A Father Story

When I got home from church today, I found my package among a pile of Amazon deliveries lying haphazardly near the mailbox. It seems as though everyone in my building had received a package today. Perhaps some were last-minute Father’s Day gifts.

My package contained a jar of silver polish and two bottles of my favorite dish soap. I hadn’t run out, but for some reason I’d added them to the cart while ordering the polish. I love worshipping the Lord while doing dishes so don’t like running out of dish soap, especially since the Target and Ralphs near me stopped stocking this brand during the lockdown. I don’t know why. It’s not like it’s toilet paper.

After putting away the dish soap and giving my silver teapot a quick polish (and discovering that the polish only works on the top half of the teapot), I sat down with my phone. Once again, the Facebook algorithms had been kind enough to notify me of my memories. Today they were reminding me of this post from 2017.

The Father Story I mentioned in that post began in the cleaning supplies aisle at my local Walmart. I was reaching for a bottle of my favorite dish soap when I overheard a woman speaking with her father over the phone. Since it was not a personal conversation (or she wouldn’t have had it in Walmart), I didn’t feel bad about eavesdropping. But I was only half-listening, so I couldn’t repeat what I overheard if I wanted to. (And my memory isn’t what it used to be, as the Facebook algorithms know only too well.)

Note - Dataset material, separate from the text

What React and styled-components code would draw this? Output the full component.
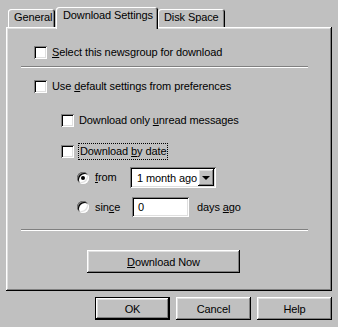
import React from 'react';
import styled, { createGlobalStyle, css } from 'styled-components';

const GlobalStyle = createGlobalStyle`
  html, body { margin: 0; padding: 0; background: #c0c0c0; }
  body { font-family: "Liberation Sans", Arial, sans-serif; font-size: 11px; letter-spacing: -0.1px; color: #000; }
  * { box-sizing: border-box; }
`;

const raised = css`
  box-shadow: inset -1px -1px #000, inset 1px 1px #fff, inset -2px -2px #808080, inset 2px 2px #dfdfdf;
`;
const sunken = css`
  box-shadow: inset 1px 1px #808080, inset -1px -1px #fff, inset 2px 2px #000, inset -2px -2px #dfdfdf;
`;

const Dialog = styled.div`
  width: 338px;
  height: 327px;
  padding: 7px 6px 0 6px;
  display: flex;
  flex-direction: column;
  background: #c0c0c0;
`;

const TabStrip = styled.div`
  display: flex;
  align-items: flex-start;
  height: 20px;
  padding-left: 2px;
`;

const Tab = styled.div`
  position: relative;
  z-index: ${p => (p.$active ? 2 : 1)};
  width: ${p => p.$w}px;
  height: ${p => (p.$active ? 22 : 18)}px;
  margin-top: ${p => (p.$active ? 0 : 2)}px;
  margin-left: ${p => p.$ml || 0}px;
  background: #c0c0c0;
  border-radius: 3px 3px 0 0;
  box-shadow: inset 1px 1px #fff, inset -1px 0 #000, inset -2px 0 #808080;
  padding: 2px 0 0 ${p => (p.$active ? 7 : 6)}px;
  line-height: 13px;
  white-space: nowrap;
`;

const Panel = styled.div`
  height: 264px;
  padding: 2px;
  display: flex;
  flex-direction: column;
  background: #c0c0c0;
  ${raised}
`;

const Row = styled.div`
  display: flex;
  align-items: center;
  height: ${p => p.$h || 13}px;
  margin-top: ${p => p.$top}px;
  padding-left: ${p => p.$left}px;
  white-space: nowrap;
`;

const Separator = styled.div`
  margin-top: ${p => p.$top}px;
  margin-left: 13px;
  width: 287px;
  height: 2px;
  border-top: 1px solid #808080;
  border-bottom: 1px solid #fff;
`;

const CheckBox = styled.span`
  flex-shrink: 0;
  width: 13px;
  height: 13px;
  background: #fff;
  ${sunken}
`;

const Radio = styled.span`
  flex-shrink: 0;
  width: 12px;
  height: 12px;
  border-radius: 50%;
  background: #fff;
  box-shadow: inset 1px 1px #808080, inset -1px -1px #fff, inset 2px 2px #000, inset -2px -2px #dfdfdf;
  display: flex;
  align-items: center;
  justify-content: center;
  &::after {
    content: '';
    display: ${p => (p.$checked ? 'block' : 'none')};
    width: 4px;
    height: 4px;
    border-radius: 50%;
    background: #000;
  }
`;

const Label = styled.span`
  margin-left: ${p => p.$gap ?? 5}px;
  width: ${p => (p.$w ? `${p.$w}px` : 'auto')};
  line-height: 13px;
`;

const FocusLabel = styled.span`
  margin-left: 4px;
  padding: 0 1px;
  height: 17px;
  line-height: 15px;
  border: 1px dotted #000;
`;

const Select = styled.div`
  display: flex;
  align-items: center;
  width: 86px;
  height: 21px;
  padding: 2px;
  background: #fff;
  ${sunken}
`;

const SelectText = styled.span`
  flex: 1;
  padding-left: 5px;
`;

const ArrowButton = styled.span`
  width: 16px;
  height: 17px;
  background: #c0c0c0;
  display: flex;
  align-items: center;
  justify-content: center;
  ${raised}
  &::after {
    content: '';
    width: 0;
    height: 0;
    border-left: 4px solid transparent;
    border-right: 4px solid transparent;
    border-top: 4px solid #000;
    margin-top: 1px;
  }
`;

const TextField = styled.div`
  width: 57px;
  height: 20px;
  padding: 2px 0 0 6px;
  line-height: 16px;
  background: #fff;
  ${sunken}
`;

const Button = styled.button`
  width: ${p => p.$w || 75}px;
  height: 23px;
  padding: 0;
  margin: 0;
  font-family: inherit;
  font-size: 11px;
  letter-spacing: inherit;
  color: #000;
  background: #c0c0c0;
  border: none;
  ${p =>
    p.$default
      ? css`
          box-shadow: inset 0 0 0 1px #000, inset -2px -2px #000, inset 2px 2px #fff, inset -3px -3px #808080, inset 3px 3px #dfdfdf;
        `
      : raised}
`;

const ButtonBar = styled.div`
  display: flex;
  justify-content: flex-end;
  gap: 6px;
  margin-top: 6px;
`;

export default function App() {
  return (
    <>
      <GlobalStyle />
      <Dialog>
        <TabStrip>
          <Tab $w={47}>General</Tab>
          <Tab $w={102} $ml={1} $active>Download Settings</Tab>
          <Tab $w={67}>Disk Space</Tab>
        </TabStrip>
        <Panel>
          <Row $top={17} $left={26}>
            <CheckBox />
            <Label><u>S</u>elect this newsgroup for download</Label>
          </Row>
          <Separator $top={7} />
          <Row $top={12} $left={26}>
            <CheckBox />
            <Label>Use <u>d</u>efault settings from preferences</Label>
          </Row>
          <Row $top={21} $left={53}>
            <CheckBox />
            <Label>Download only <u>u</u>nread messages</Label>
          </Row>
          <Row $top={18} $left={53}>
            <CheckBox />
            <FocusLabel>Download <u>b</u>y date</FocusLabel>
          </Row>
          <Row $top={9} $h={21} $left={69}>
            <Radio $checked />
            <Label $gap={6} $w={35}><u>f</u>rom</Label>
            <Select>
              <SelectText>1 month ago</SelectText>
              <ArrowButton />
            </Select>
          </Row>
          <Row $top={9} $h={20} $left={69}>
            <Radio />
            <Label $gap={6} $w={37}>sin<u>c</u>e</Label>
            <TextField>0</TextField>
            <Label $gap={8}>days <u>a</u>go</Label>
          </Row>
          <Separator $top={12} />
          <Row $top={19} $h={23} $left={79}>
            <Button $w={153}><u>D</u>ownload Now</Button>
          </Row>
        </Panel>
        <ButtonBar>
          <Button $default>OK</Button>
          <Button>Cancel</Button>
          <Button>Help</Button>
        </ButtonBar>
      </Dialog>
    </>
  );
}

After the lady had said goodbye to her dad and hung up, I turned to face her. “You’re lucky you can talk to your father,” I said.

She understood what that meant and uttered a sympathetic “Awww,” with a tender expression to match. “I’m so sorry,” she said. “But you know he’ll always be in your heart.”

I nodded and smiled my thanks. She walked away with a friendly wave, and I turned back to the dish soap shelf. But I didn’t touch anything for a long time. I just stood there remembering a moment from the day my father died.

Papa died as the sun was setting in India on December 8, 2009. Here in Los Angeles, it was a little past 3 a.m. when Mummy called with the news, and I was still weeping when the sun rose a few hours later.

I hugged my pillow as I wept, but at one point I felt prompted to look for a picture of Papa that I could hold to my heart as I mourned his passing. Asking God to help me pick the right one, I delved into my photo box, and I couldn’t have been more surprised at the photo He led me to.

It is a picture of Papa and I on my wedding day. We are standing on the porch outside the church — I in my white dress, he in a grey suit. My left hand is on his arm, and I am holding a bouquet of yellow roses in my right. As we wait for the familiar opening bars of “Here Comes the Bride,” I am savoring what I think are my last moments as Sharon Edwards. Little do I know that three painful years later on the other side of the world, I will be taking my maiden name again. But for now, standing on the threshold of the old stone church, I am clinging to the man who gave me his name and his love for literature, and who will give me, in our final earthly conversation, the legacy of his faith.

The moment I knew this was the photo, I extracted it from the album and held it to my chest. As I leaned against the console in my living room and wept, the chorus of the Tarzan movie theme song, “You’ll Be In My Heart,” filled my thoughts. The music wasn’t playing, but I could literally hear Phil Collins singing these lines:

When the lady in Walmart said “He’ll always be in your heart,” I was transported right back to the day my father died. My body may have been next to the dish soap shelf, but my heart and mind were back in the moment when my deepest sorrow had met the deepest comfort there is in this universe. And today, on my first Father’s Day without either parent, a well-timed Amazon delivery and Facebook memory led me gently back to that same moment and that same Source.

Praise be to the God and Father of our Lord Jesus Christ, the Father of compassion and the God of all comfort, who comforts us in all our troubles” (1 Corinthians 1:3-4).